__Written request__.
All the data should be repeated exactly. Any image in it is left out.

* * *

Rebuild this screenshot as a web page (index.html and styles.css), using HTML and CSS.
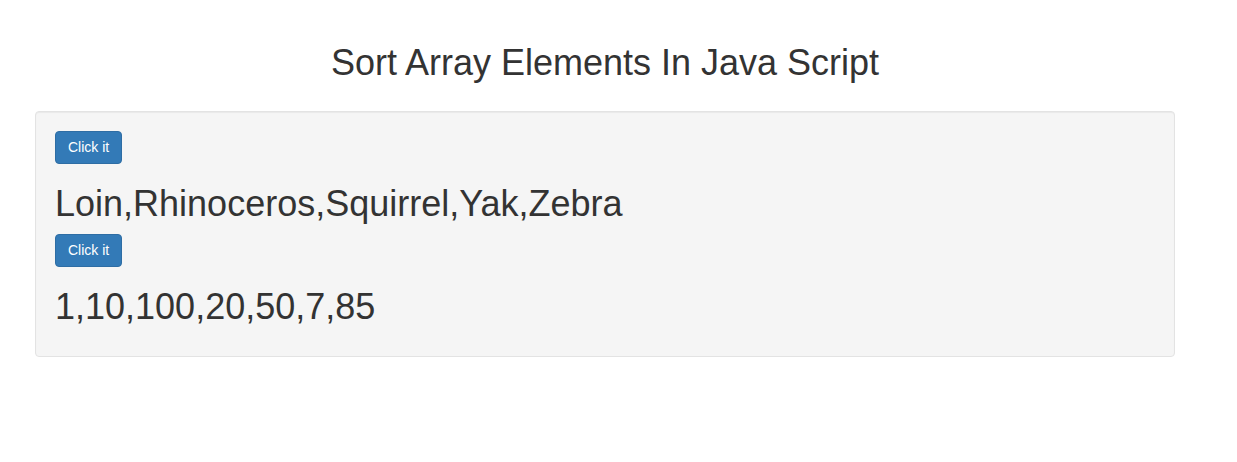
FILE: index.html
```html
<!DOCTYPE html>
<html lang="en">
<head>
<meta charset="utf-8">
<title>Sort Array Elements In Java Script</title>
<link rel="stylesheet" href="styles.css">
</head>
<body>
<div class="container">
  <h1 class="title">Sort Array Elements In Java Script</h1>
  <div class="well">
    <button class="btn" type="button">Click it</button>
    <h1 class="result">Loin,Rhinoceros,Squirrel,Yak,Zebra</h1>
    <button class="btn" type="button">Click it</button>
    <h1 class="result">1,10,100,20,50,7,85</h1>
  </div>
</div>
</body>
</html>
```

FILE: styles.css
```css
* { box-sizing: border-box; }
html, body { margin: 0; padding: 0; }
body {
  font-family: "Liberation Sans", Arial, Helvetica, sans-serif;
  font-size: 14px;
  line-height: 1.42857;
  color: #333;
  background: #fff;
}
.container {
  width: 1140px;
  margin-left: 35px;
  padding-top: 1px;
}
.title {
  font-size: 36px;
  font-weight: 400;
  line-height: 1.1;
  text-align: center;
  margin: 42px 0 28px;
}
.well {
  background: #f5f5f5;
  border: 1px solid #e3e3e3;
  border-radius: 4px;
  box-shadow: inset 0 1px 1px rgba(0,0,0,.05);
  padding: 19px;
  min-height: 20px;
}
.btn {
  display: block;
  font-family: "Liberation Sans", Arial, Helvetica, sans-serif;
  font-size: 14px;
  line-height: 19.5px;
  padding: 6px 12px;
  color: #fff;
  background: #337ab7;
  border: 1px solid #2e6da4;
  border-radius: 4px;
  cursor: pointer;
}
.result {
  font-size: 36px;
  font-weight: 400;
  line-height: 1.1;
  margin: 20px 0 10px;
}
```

* * *

__Answer to this exercise__.
Rebuild this screenshot as a web page (index.html and styles.css), using HTML and CSS.
FILE: index.html
```html
<!DOCTYPE html>
<html lang="en">
<head>
<meta charset="utf-8">
<title>Sort Array Elements In Java Script</title>
<link rel="stylesheet" href="styles.css">
</head>
<body>
<div class="container">
  <h1 class="title">Sort Array Elements In Java Script</h1>
  <div class="well">
    <button class="btn" type="button">Click it</button>
    <h1 class="result">Loin,Rhinoceros,Squirrel,Yak,Zebra</h1>
    <button class="btn" type="button">Click it</button>
    <h1 class="result">1,10,100,20,50,7,85</h1>
  </div>
</div>
</body>
</html>
```

FILE: styles.css
```css
* { box-sizing: border-box; }
html, body { margin: 0; padding: 0; }
body {
  font-family: "Liberation Sans", Arial, Helvetica, sans-serif;
  font-size: 14px;
  line-height: 1.42857;
  color: #333;
  background: #fff;
}
.container {
  width: 1140px;
  margin-left: 35px;
  padding-top: 1px;
}
.title {
  font-size: 36px;
  font-weight: 400;
  line-height: 1.1;
  text-align: center;
  margin: 42px 0 28px;
}
.well {
  background: #f5f5f5;
  border: 1px solid #e3e3e3;
  border-radius: 4px;
  box-shadow: inset 0 1px 1px rgba(0,0,0,.05);
  padding: 19px;
  min-height: 20px;
}
.btn {
  display: block;
  font-family: "Liberation Sans", Arial, Helvetica, sans-serif;
  font-size: 14px;
  line-height: 19.5px;
  padding: 6px 12px;
  color: #fff;
  background: #337ab7;
  border: 1px solid #2e6da4;
  border-radius: 4px;
  cursor: pointer;
}
.result {
  font-size: 36px;
  font-weight: 400;
  line-height: 1.1;
  margin: 20px 0 10px;
}
```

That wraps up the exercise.